Friday, 16 April 2010


Well Easter holidays are now coming to an end and its time to start presenting the work we have done this term. As far as Visual Design is going, I have greatly enjoyed the way in which my work has improved since last year and even last term. I have two posts of digital paints soon on the way, of projects I have been working on in whatever spare time I have at the moment. I am finally confident in showing some of my work with 2D seeing as it is starting to please me and I am more motivated to create more of it.

In 3D, with the group project also coming to an end, I am pleased to say I have enjoyed the experience and learned a lot from it. I am glad I chose to do the unreal work for my group since I have learned a lot about the process involved when it comes to taking the initial idea to a 3d asset and finally placing it within a working engine. Setting up the BSP (*Binary Space Partitioning) was a bit of a challenge for me to begin with. I understood how to use them but found that it was difficult to construct a level such as ours and trying to keep it as true to the building it is based on. The reason I later figured was that certain shapes are a nightmare when it comes to the unreal engine. Unreal is powerful but tends to like to work with straight walls and floors rather than diagonal ones which ours has. It was a complicated process trying to match up the entire walls including diagonal ones to create a complete shell for our environment. A shell I know I can remake more confidently now after five previous attempts. From here I also learned how to export the existing shell into a 3D construction package such as max. I was also able to figure out how to set the workspace of max to match up that of unreal for effective workflow. Something I realise now is at the top level for importance. Using the setup, the shell and assets were built to a decent scale for unreal (20% larger than real life) to ensure that the level looked right. 20% larger due to the first person view. Real life looked to small when viewed through game play.

-BSP’s are the tools used to create rooms, walls, floors and solid shapes within unreal. They are subtractive or additive depending on the building technique used.

Unreal also opened my eyes to features such as the kismet system which enables interactivity within the level. I was most pleased due to achieving a working lift door system that allowed the player to open and close. I cannot explain the sheer joy that comes from seeing something like that work and knowing that you did it. The future possibilities with this software would be unimaginable…that is if I can get my hands on it. A major thing I have now learned is the importance of a decent setup. I struggled with the unreal side for a while due to a lack of resources outside of university. Although the software and tutorials are readily available to anyone, unreal is a resource hound and my seven year old pc took a beating. If there is one thing I want to invest in at the moment, it is a bloody good computer that is capable of controlling a microwave toaster from the moon. I cannot stress the amount of times I wanted to throw my pc out the window or if anyone has seen Office Space…going to town on it with a baseball bat.

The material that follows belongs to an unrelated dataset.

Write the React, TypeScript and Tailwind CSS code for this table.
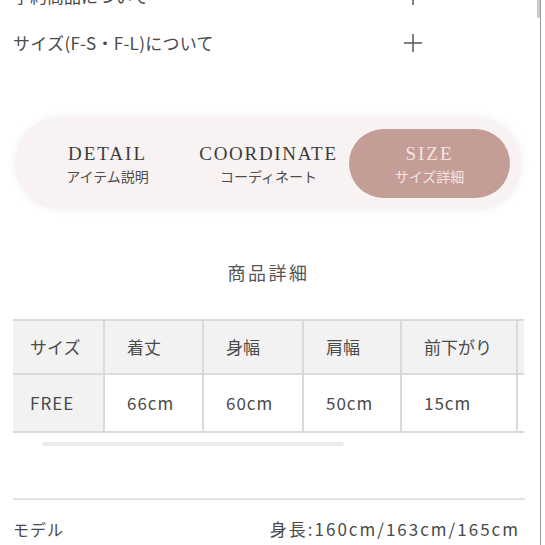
import React from "react";

function Plus() {
  return (
    <svg width="20" height="20" viewBox="0 0 20 20" className="block">
      <line x1="1" y1="10" x2="19" y2="10" stroke="#555" strokeWidth="1.5" />
      <line x1="10" y1="1" x2="10" y2="19" stroke="#555" strokeWidth="1.5" />
    </svg>
  );
}

const headers = ["サイズ", "着丈", "身幅", "肩幅", "前下がり"];
const values = ["FREE", "66cm", "60cm", "50cm", "15cm"];
const widths = ["w-[92px]", "w-[99px]", "w-[100px]", "w-[98px]", "w-[116px]"];

export default function App() {
  return (
    <div className="w-[545px] h-[545px] overflow-hidden bg-white flex font-['Noto_Sans_CJK_JP','Noto_Sans',sans-serif] text-[#4a4a4a]">
      <div className="w-[537px] shrink-0 flex flex-col pl-[13px]">
        <div className="mt-[-28px] w-[410px] h-[47px] flex items-center justify-between text-[17px]">
          <span>予約商品について</span>
          <Plus />
        </div>
        <div className="w-[410px] h-[47px] flex items-center justify-between text-[17px]">
          <span className="tracking-[0.3px]">サイズ(F-S・F-L)について</span>
          <Plus />
        </div>

        <div className="mt-[51px] ml-[2px] w-[507px] h-[93px] rounded-full bg-[#f8f3f2] shadow-[0_0_10px_rgba(0,0,0,0.06)] p-[12px] flex">
          <div className="flex-1 flex flex-col items-center justify-center">
            <span className="font-['Liberation_Serif','DejaVu_Serif',serif] text-[19px] leading-[22px] tracking-[2px] text-[#3c3c3c]">DETAIL</span>
            <span className="mt-[2px] text-[14px] leading-[18px] text-[#4d4d4d]">アイテム説明</span>
          </div>
          <div className="flex-1 flex flex-col items-center justify-center">
            <span className="font-['Liberation_Serif','DejaVu_Serif',serif] text-[19px] leading-[22px] tracking-[1.7px] text-[#3c3c3c]">COORDINATE</span>
            <span className="mt-[2px] text-[14px] leading-[18px] text-[#4d4d4d]">コーディネート</span>
          </div>
          <div className="flex-1 flex flex-col items-center justify-center rounded-full bg-[#c49d97]">
            <span className="font-['Liberation_Serif','DejaVu_Serif',serif] text-[19px] leading-[22px] tracking-[2px] text-[#f4e4e1]">SIZE</span>
            <span className="mt-[2px] text-[14px] leading-[18px] text-[#f4e4e1]">サイズ詳細</span>
          </div>
        </div>

        <div className="mt-[48px] w-[511px] text-center text-[18px] leading-[28px] tracking-[2.5px] text-[#555]">
          商品詳細
        </div>

        <div className="mt-[33px] w-[511px] overflow-hidden">
          <div className="flex flex-col w-[600px] border-t-2 border-b-2 border-[#dadada]">
            <div className="flex h-[54px] border-b-2 border-[#dadada] bg-[#f2f2f2]">
              {headers.map((h, i) => (
                <div
                  key={h}
                  className={`${widths[i]} shrink-0 h-full flex items-center border-r-2 border-[#dadada] text-[17px] ${i === 0 ? "pl-[17px]" : "pl-[22px]"}`}
                >
                  {h}
                </div>
              ))}
              <div className="w-[80px] shrink-0 h-full bg-[#f2f2f2]" />
            </div>
            <div className="flex h-[56px]">
              {values.map((v, i) => (
                <div
                  key={v}
                  className={`${widths[i]} shrink-0 h-full flex items-center border-r-2 border-[#dadada] text-[17px] tracking-[1px] ${i === 0 ? "pl-[17px] bg-[#f2f2f2]" : "pl-[22px] bg-white"}`}
                >
                  {v}
                </div>
              ))}
              <div className="w-[80px] shrink-0 h-full bg-white" />
            </div>
          </div>
        </div>

        <div className="mt-[9px] ml-[29px] w-[302px] h-[4px] rounded-full bg-[#ececec]" />

        <div className="mt-[52px] w-[512px] h-[2px] bg-[#e3e3e3]" />

        <div className="mt-[17px] w-[507px] flex items-center justify-between text-[16px] leading-[24px]">
          <span className="tracking-[1px]">モデル</span>
          <span className="text-[17px] tracking-[2px]">身長:160cm/163cm/165cm</span>
        </div>
      </div>
      <div className="w-[3px] shrink-0 flex flex-col">
        <div className="w-[3px] h-[18px] bg-[#c9c9c9] rounded-b-sm" />
      </div>
      <div className="w-px shrink-0 h-full bg-[#9a9a9a]" />
      <div className="flex-1 bg-white" />
    </div>
  );
}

Without being able to work on Unreal stuff after lab closing time, even after 9.00pm, I decided to also build assets for the level. I regret the selection I gave my self considering the existing amount of work I was doing. Building features such as a staircase, piping and covering assets that still needed to be done; I have been working hard trying to assemble any amount of what I think is credible work. Frustration hit me when I realised that certain assets that needed to be build had not been done and was left to me to try and pick up the pieces. This benefited me however since I have been forced to work at a faster rate and sped up the time it takes me to model and texture an asset. Something I am hoping to work more on during the summer.
I have planned to build my portfolio over the summer since third year is hopefully upon me and I am sure that will fly by very quickly. I think for me it is safe to say, with all that has gone on this year I am now more keen to get somewhere with my art and do not regret the so called second year slump that hit me last term.